In fact, Agarwal sees several positives in the new structure. He estimates that partners are currently reaching about 3 percent of the market for hosted e-mail and office productivity applications. Having Microsoft's "air cover" of broad-market advertising will be a boost to the market, he says. And low-end offerings can give VARs an opportunity to make sales at small companies that don't have the budget for an on-premises implementation of Exchange or SharePoint. But Agarwal says the moves will require adjustments in VAR business models.

And it's those adjustments that partners will have to struggle with in the months and years -- most observers see S+S specifically and SaaS in general more as evolution than revolution -- to come: "I think we are too early to really know how this all will play out," says Arlin Sorensen, founder and CEO of Heartland Technology Solutions Inc., a Gold Certified Partner and IT solutions and services company based in Harlan, Iowa.

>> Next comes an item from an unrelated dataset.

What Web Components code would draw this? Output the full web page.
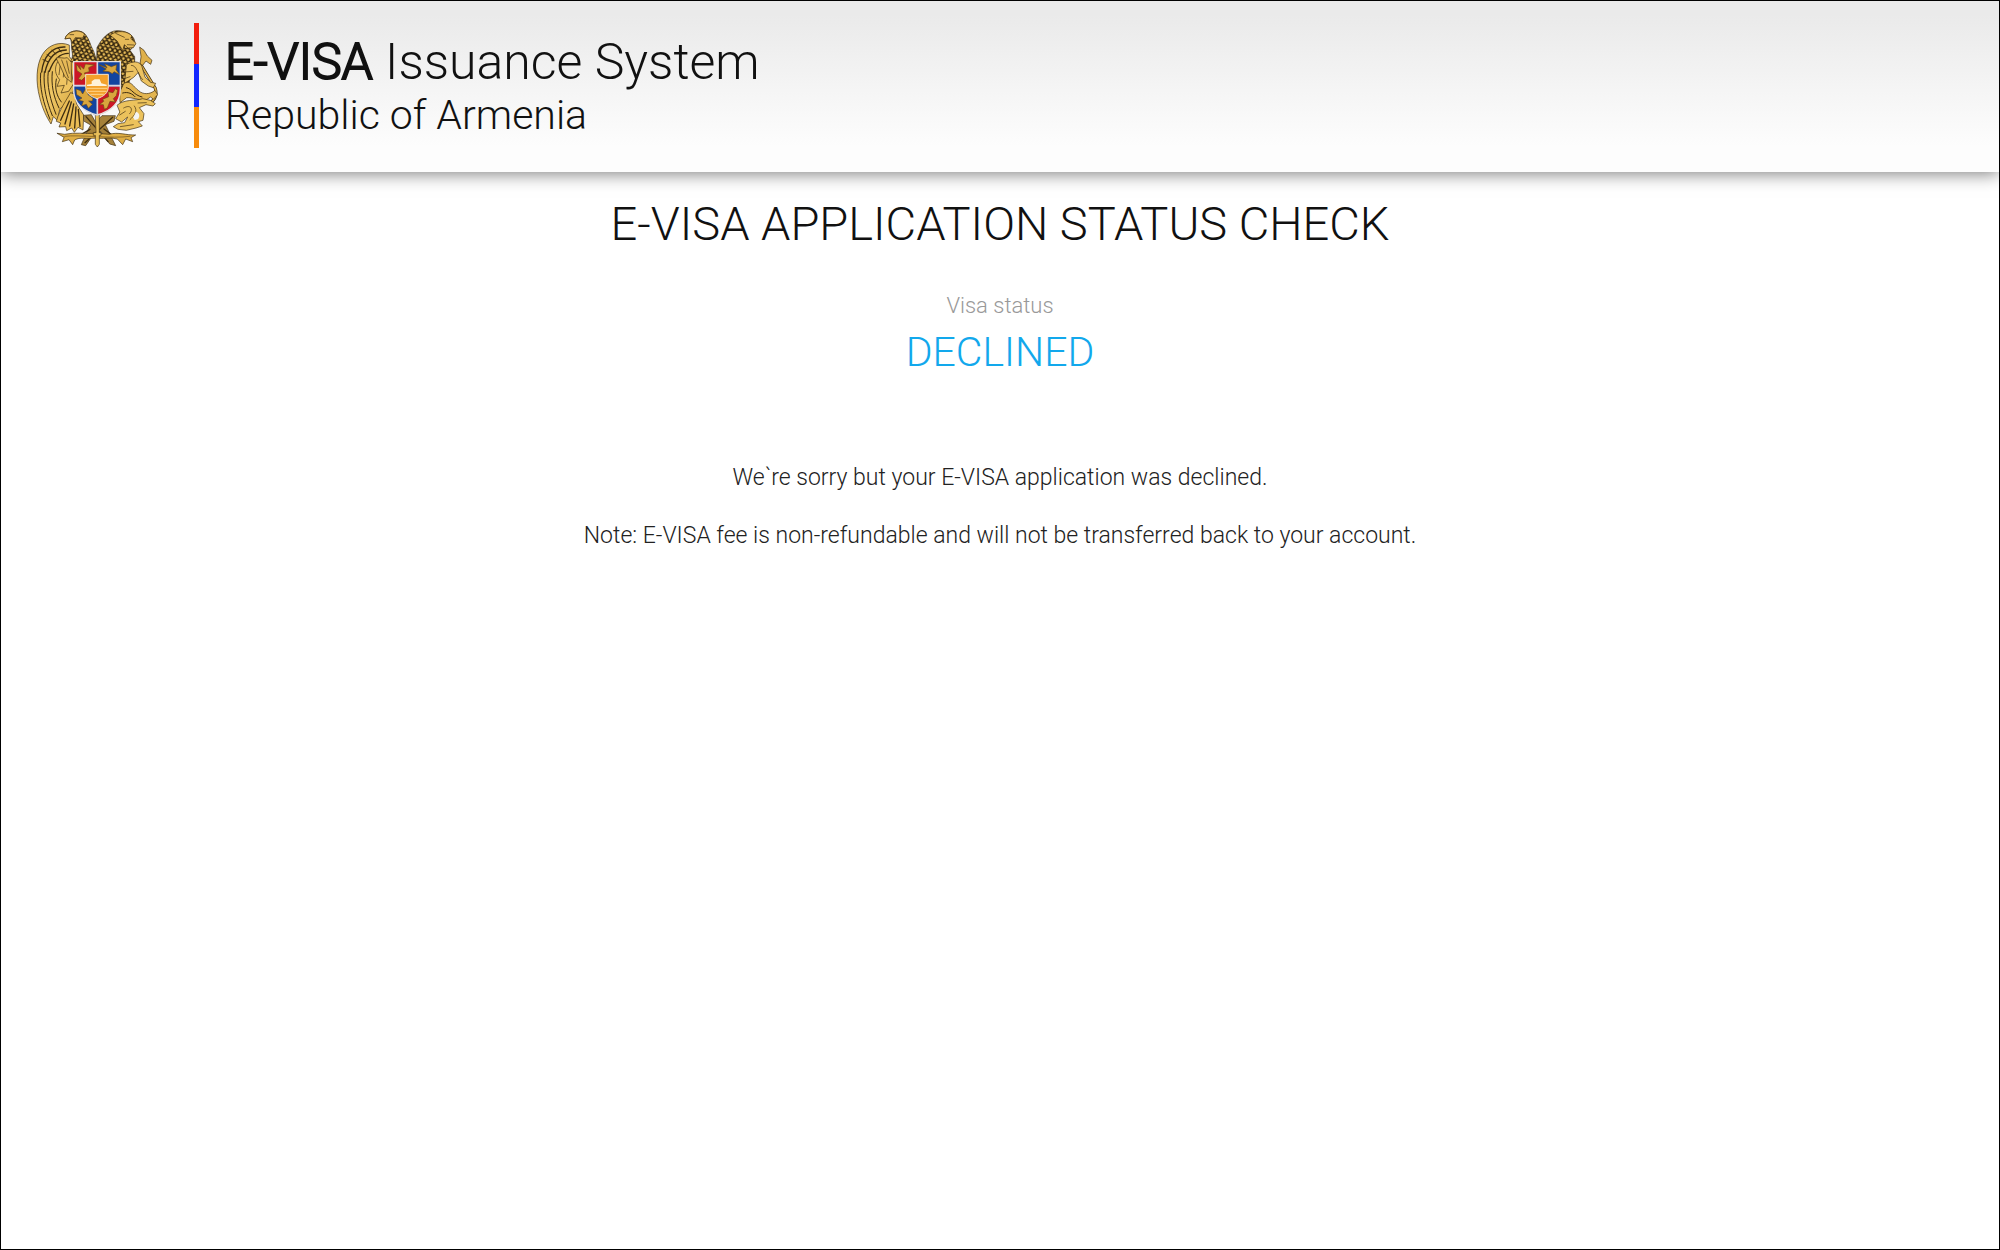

"We'll need to move to creating value through process and integration that drives bottom-line performance for our clients," Sorensen says. "[S+S] will change top-line revenue significantly and our relationship with distribution in some ways. We'll participate and be on the front-end of trying to figure out how we should structure our organization yet again to keep up with the change in technology. I expect we'll hire more consultant-like folks so we can offer real business value to our clients."

The offer from Microsoft is on the table, and now it's partners' turn to respond to it. But Microsoft's answer to the long-standing question of what its S+S strategy would involve has mainly led to more questions -- and how partners answer those questions will decide the future of Microsoft and its channel in cloud computing.